Women are getting their fair share of attention, too. Secretary Sebelius’s new report on why the healthcare system particularly screws women deserves a read. (Did you know that women are not only 13% more likely to delay needed care, but that 43% of women go uninsured?) And it looks like Ruth Bader Ginsburg might get some female company on the bench; word on the street is that Obama is looking to appoint a woman to replace Justice Souter… though we’ll have to see what the minority has to say about that.

Sigh. Yes, we can…and um, maybe we will… Can we get back to you on that?

–Mel Weiss

A Tyrannical Victory of the Common-Sense View

Thursday, May 7th, 2009

I was struck by the first sentence of Peggy Orenstein’s article, Kindergarten Cram, in this past week’s New York Times magazine. She claims, and I believe her, to have “made the circuit” of kindergartens in her town. And Berkeley’s no small town, mind you. I had to immediately put down the article to dodge the guilt wave that arose and threatened to soak me, Sunday bagel and all. For, you see, I have never made such a circuit. In my defense, my daughter’s not yet in kindergarten. She’ll be in pre-K next year. And I’ve visited, ahem, one pre-school, aside from the one she currently attends because, cough cough, that’s where my cousin sent his girls, it’s close to home, it’s the cheapest option we could find, and, of course it aligns with our philosophy of pedagogy and life. And, obviously, we’re NOT going to choose a kindergarten based on cost or location or convenience. Obviously we’re going to make the circuit and choose the absolute best school for our child, a school where they compost and play and don’t give homework and don’t confuse the shape of the Hebrew letter “samech” with an octagon.

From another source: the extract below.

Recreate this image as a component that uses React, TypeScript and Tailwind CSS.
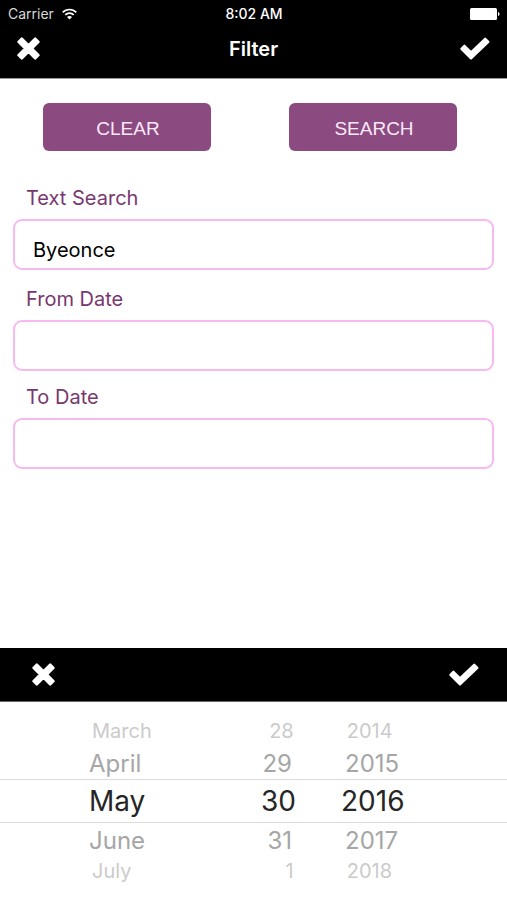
import { useState } from 'react';
import { clsx } from 'clsx';

const CloseIcon = () => (
  <svg width="23" height="23" viewBox="0 0 23 23" aria-hidden="true">
    <path
      d="M4.8 1.6 L11.5 8.3 L18.2 1.6 L21.4 4.8 L14.7 11.5 L21.4 18.2 L18.2 21.4 L11.5 14.7 L4.8 21.4 L1.6 18.2 L8.3 11.5 L1.6 4.8 Z"
      fill="white"
      stroke="white"
      strokeWidth="2.6"
      strokeLinejoin="round"
    />
  </svg>
);

const CheckIcon = () => (
  <svg width="30" height="23" viewBox="0 0 30 23" aria-hidden="true">
    <path
      d="M4.4 8.8 L11 15.4 L25.2 1.8 L28.3 4.9 L11 21.4 L1.5 11.9 Z"
      fill="white"
      stroke="white"
      strokeWidth="2.3"
      strokeLinejoin="round"
    />
  </svg>
);

const WifiIcon = () => (
  <svg width="15" height="12" viewBox="0 0 15 12" aria-hidden="true">
    <g fill="none" stroke="white" strokeWidth="1.6">
      <path d="M0.7 4.4 C4.4 0.6 10.6 0.6 14.3 4.4" />
      <path d="M3.2 6.9 C5.6 4.5 9.4 4.5 11.8 6.9" />
    </g>
    <path d="M7.5 11.4 L5 8.9 C6.4 7.6 8.6 7.6 10 8.9 Z" fill="white" />
  </svg>
);

const BatteryIcon = () => (
  <svg width="30" height="12" viewBox="0 0 30 12" aria-hidden="true">
    <rect x="0" y="0" width="27" height="12" rx="1.5" fill="white" />
    <path d="M28 4 C30 4.6 30 7.4 28 8 Z" fill="white" />
  </svg>
);

interface FieldProps {
  id: string;
  label: string;
  value: string;
  onChange: (value: string) => void;
}

const Field = ({ id, label, value, onChange }: FieldProps) => (
  <div className="flex flex-col">
    <label htmlFor={id} className="px-[13px] text-[20px] leading-6 text-[#78386f]">
      {label}
    </label>
    <input
      id={id}
      type="text"
      value={value}
      onChange={(e) => onChange(e.target.value)}
      className="mt-[9px] h-[51px] w-full rounded-[9px] border-2 border-[#f8b8f0] bg-white px-[18px] pt-2.5 text-[20px] leading-6 text-black outline-none"
    />
  </div>
);

// Rows of the date wheel, nearest to the selection are larger and darker
const wheelRows = [
  { month: 'March', day: '28', year: '2014', distance: 2 },
  { month: 'April', day: '29', year: '2015', distance: 1 },
  { month: 'May', day: '30', year: '2016', distance: 0 },
  { month: 'June', day: '31', year: '2017', distance: 1 },
  { month: 'July', day: '1', year: '2018', distance: 2 },
];

const App = () => {
  const [text, setText] = useState('Byeonce');
  const [fromDate, setFromDate] = useState('');
  const [toDate, setToDate] = useState('');

  const handleClear = () => {
    setText('');
    setFromDate('');
    setToDate('');
  };

  return (
    <div className="flex min-h-screen flex-col bg-white font-['Inter','Liberation_Sans',sans-serif]">
      <header className="border-b border-[#9a9a9a] bg-black text-white">
        {/* Status bar */}
        <div className="grid grid-cols-3 items-center pt-1 pr-[7px] pl-2 text-[14px] leading-5">
          <div className="flex items-center gap-2 text-[#d8d8d8]">
            <span>Carrier</span>
            <WifiIcon />
          </div>
          <span className="text-center font-medium">8:02 AM</span>
          <div className="flex justify-end">
            <BatteryIcon />
          </div>
        </div>

        <div className="flex h-[54px] items-center px-[17px] pb-[5px]">
          <button type="button" aria-label="Close" className="w-[30px]">
            <CloseIcon />
          </button>
          <h1 className="flex-1 text-center text-[20px] leading-6 font-semibold">Filter</h1>
          <button type="button" aria-label="Apply" className="w-[30px]">
            <CheckIcon />
          </button>
        </div>
      </header>

      <main className="flex-1">
        <div className="flex justify-between pt-6 pr-[50px] pl-[43px] font-['Liberation_Sans',sans-serif] text-[19px] text-[#fbe9f8]">
          <button type="button" onClick={handleClear} className="h-12 w-[168px] rounded-md bg-[#8b4a80] pt-1 pl-0.5">
            CLEAR
          </button>
          <button type="button" className="h-12 w-[168px] rounded-md bg-[#8b4a80] pt-1 pl-0.5">
            SEARCH
          </button>
        </div>

        <form className="flex flex-col gap-[17px] px-[13px] pt-[35px]">
          <Field id="text-search" label="Text Search" value={text} onChange={setText} />
          <div className="flex flex-col gap-3.5">
            <Field id="from-date" label="From Date" value={fromDate} onChange={setFromDate} />
            <Field id="to-date" label="To Date" value={toDate} onChange={setToDate} />
          </div>
        </form>
      </main>

      <section aria-label="Date picker">
        <div className="flex h-[54px] items-center justify-between border-b border-[#666666] bg-black pr-7 pl-8">
          <button type="button" aria-label="Cancel date">
            <CloseIcon />
          </button>
          <button type="button" aria-label="Confirm date">
            <CheckIcon />
          </button>
        </div>

        <div className="pt-3.5 pb-3.5">
          {wheelRows.map((row) => (
            <div
              key={row.month}
              className={clsx(
                'grid grid-cols-[126fr_36px_166fr] items-center gap-x-[45px]',
                row.distance === 0 && 'h-11 border-y border-[#dcdcdc] pl-[89px] text-[28px] text-[#262626]',
                row.distance === 1 && 'h-[33px] pl-[89px] text-[24px] text-[#a6a6a6]',
                row.distance === 2 && 'h-[30px] pl-[92px] text-[20px] text-[#cbcbcb]'
              )}
            >
              <button type="button" className="text-left">{row.month}</button>
              <button type="button" className={clsx('text-right', row.distance > 0 && 'pr-1')}>{row.day}</button>
              <button type="button" className={clsx('text-left', row.distance > 0 && 'pl-1')}>{row.year}</button>
            </div>
          ))}
        </div>
      </section>
    </div>
  );
};

export default App;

Marion Milner, in her book On Not Being Able to Paint, cited in Avivah Gottleib Zornberg’s The Particulars of Rapture, describes the process of doodling, and how difficult it is, while doodling, to prevent oneself from creating a recognizable object. She writes:

It seemed almost as if at these moments one could not bear the chaos and uncertainty about what was emerging long enough, as if one had to turn the scribble into some recognizable whole when in fact the thought or mood seeking expression had not yet reached that stage. And the result was a sense of false certainty, a compulsive and deceptive sanity, a tyrannical victory of the common-sense view which always sees objects as objects, but at the cost of something else which was seeking recognition, something that was more to do with imaginative than with common-sense reality.

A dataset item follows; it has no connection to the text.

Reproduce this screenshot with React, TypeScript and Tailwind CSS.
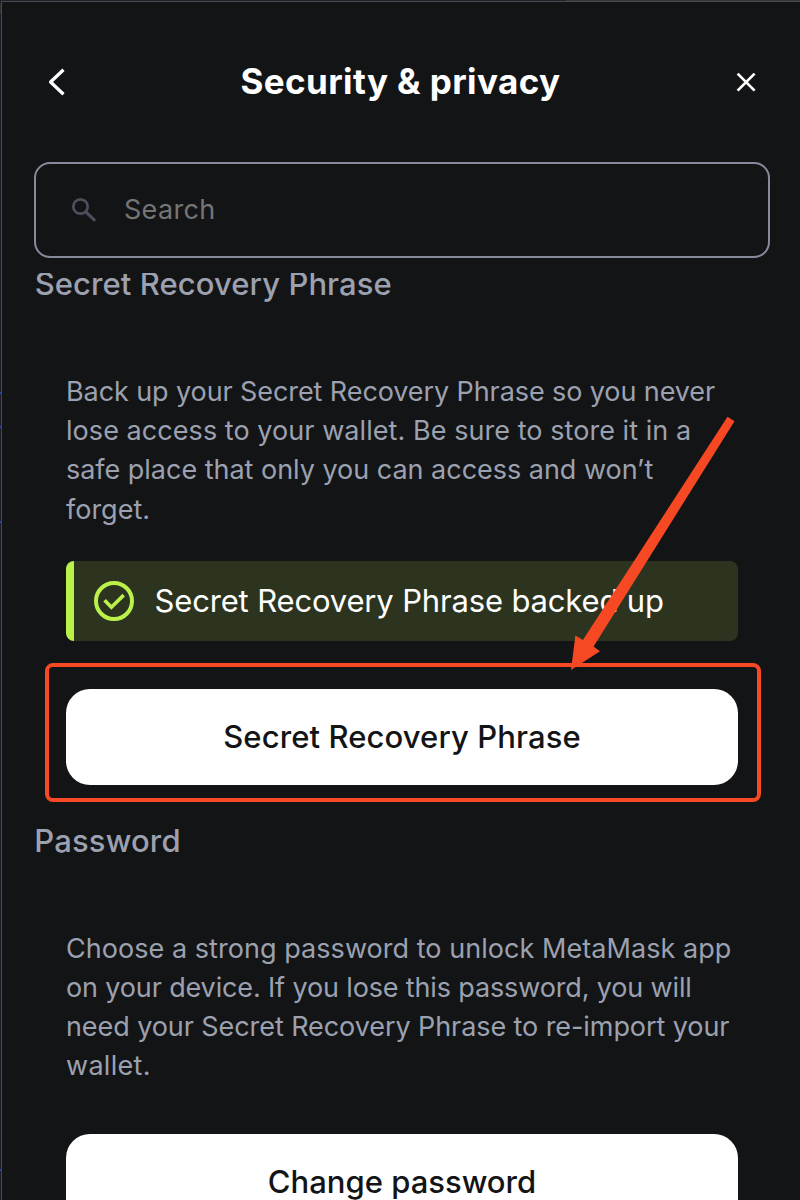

This is what Orenstein fears is at risk in our children’s schools – those rich moments of chaos, of uncertainty about what is emerging – moments of imagination and potential. Homework is part of the world in which sees objects as objects, but at the cost of something else.

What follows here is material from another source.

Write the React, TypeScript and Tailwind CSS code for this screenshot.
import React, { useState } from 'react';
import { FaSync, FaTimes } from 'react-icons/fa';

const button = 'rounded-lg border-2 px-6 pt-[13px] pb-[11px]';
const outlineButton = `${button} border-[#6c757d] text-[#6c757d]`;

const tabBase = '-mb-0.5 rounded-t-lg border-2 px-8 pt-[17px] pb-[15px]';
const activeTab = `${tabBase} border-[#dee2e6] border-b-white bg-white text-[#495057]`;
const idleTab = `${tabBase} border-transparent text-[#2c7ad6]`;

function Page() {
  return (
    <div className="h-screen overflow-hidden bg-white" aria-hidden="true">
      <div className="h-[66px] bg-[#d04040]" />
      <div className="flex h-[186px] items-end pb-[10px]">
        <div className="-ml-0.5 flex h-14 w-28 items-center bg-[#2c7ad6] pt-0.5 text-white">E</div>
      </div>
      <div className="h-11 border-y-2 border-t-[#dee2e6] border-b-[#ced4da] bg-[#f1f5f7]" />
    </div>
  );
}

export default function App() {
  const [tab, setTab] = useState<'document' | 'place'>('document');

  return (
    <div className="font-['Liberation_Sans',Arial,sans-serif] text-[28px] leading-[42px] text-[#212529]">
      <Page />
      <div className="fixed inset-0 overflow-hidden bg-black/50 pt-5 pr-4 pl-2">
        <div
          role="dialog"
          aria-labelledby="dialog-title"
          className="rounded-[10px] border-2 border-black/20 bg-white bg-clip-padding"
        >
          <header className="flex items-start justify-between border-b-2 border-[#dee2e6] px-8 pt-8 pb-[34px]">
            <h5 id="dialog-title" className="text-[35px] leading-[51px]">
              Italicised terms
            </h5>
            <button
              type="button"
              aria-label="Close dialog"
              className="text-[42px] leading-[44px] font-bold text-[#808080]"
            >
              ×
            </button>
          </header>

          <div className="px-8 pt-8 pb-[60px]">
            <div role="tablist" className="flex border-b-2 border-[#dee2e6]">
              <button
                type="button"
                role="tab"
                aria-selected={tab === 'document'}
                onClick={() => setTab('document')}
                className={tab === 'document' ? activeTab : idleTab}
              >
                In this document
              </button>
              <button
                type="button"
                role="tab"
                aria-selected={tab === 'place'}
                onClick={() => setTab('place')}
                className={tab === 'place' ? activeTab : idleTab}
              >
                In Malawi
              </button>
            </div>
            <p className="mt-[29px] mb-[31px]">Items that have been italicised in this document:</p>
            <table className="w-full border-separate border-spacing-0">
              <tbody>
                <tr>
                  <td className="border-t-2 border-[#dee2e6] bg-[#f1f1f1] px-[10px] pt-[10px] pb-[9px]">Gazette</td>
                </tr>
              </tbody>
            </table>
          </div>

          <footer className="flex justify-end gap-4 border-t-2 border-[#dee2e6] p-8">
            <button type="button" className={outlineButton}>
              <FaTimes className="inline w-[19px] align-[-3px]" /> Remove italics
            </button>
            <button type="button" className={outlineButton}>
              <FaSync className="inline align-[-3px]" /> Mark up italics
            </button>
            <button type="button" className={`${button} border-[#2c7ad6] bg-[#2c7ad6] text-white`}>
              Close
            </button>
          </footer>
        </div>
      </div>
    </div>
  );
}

Is it possible, though, that we too are caught in the clutches of homework’s tyrannical victory of the common-sense view? When we as parents research ad-infinitum the best possible schools and programs for our children, diligently doing our homework, aren’t we attempting to turn the scribble of parenting into some recognizable whole? Aren’t we prey to the compulsive and deceptive illusion that if we make the circuits, and at least spare them from homework until fourth grade, we will spare our children the chaos and uncertainty that we so fear?

–Maya Bernstein

Adobe Needs Your Attention

Friday, May 1st, 2009

The baby has another new trick. She’s taken to screeching. I’m not sure if, unbeknownst to me, and against my explicit will, she has joined the 15 month-olds Trying to Pass as Screeching Monkey Competition (very prestigious, really!), and is in the final weeks of rigorous practice. If that is the case, I have no choice but to be proud of her, feigning impatience but privately delighted – my daughter, the best screeching monkey of them all. I have a nagging fear, though, that this is not the case, and that I have on my hands, simply, a screeching baby, awash in a new awareness of the world around her, passionately desirous of it, and hysterically frustrated that she cannot articulate her needs, and, even worse, that they are often denied. Couple that with the fact that her big sister is so annoyingly verbal, using words like “actually,” and “lather,” it’s no wonder she’s screaming, using all of her weapons, very well, I might add, in the war for her parent’s ears.

I was answering emails at work last week when an icon popped up at the bottom of my screen, distracting me. It said: Adobe Acrobat needs your attention. I couldn’t believe it. It was as difficult to ignore as one of the baby’s cries. You want a banana? I almost asked Adobe. A strawberry? It just looked back at me, silently screeching, needing me, begging me to click on it, to put down the phone or the dishes or the book, and give it both of my eyes, and a smile. Then I realized that it was an icon on my computer screen, and not my daughter, and, with slightly too much delight and a crescendoing evil laugh (which, yes, frightened my colleagues), I closed the box.

So much needs my attention. It has become like a Maslow’s hierarchy of needs. I respond to the screeches in order of shrillness. I am especially baffled that our society’s response to this ill has been to create a culture of screeching monkeys. Facebook Status!!! Tweet Tweet Tweet! And, of course, the phenomenon of the Blogging Mom. Why are so many mothers, their time so delicate, their attention fraying and threadbare, giving their eyes and ears so completely to strangers? Are we all just screeching toddlers, desperately searching for the elusive word to express a need we cannot comprehend but which consumes us, the eternal need to be recognized, seen, heard, understood, and, finally, lifted up, and embraced?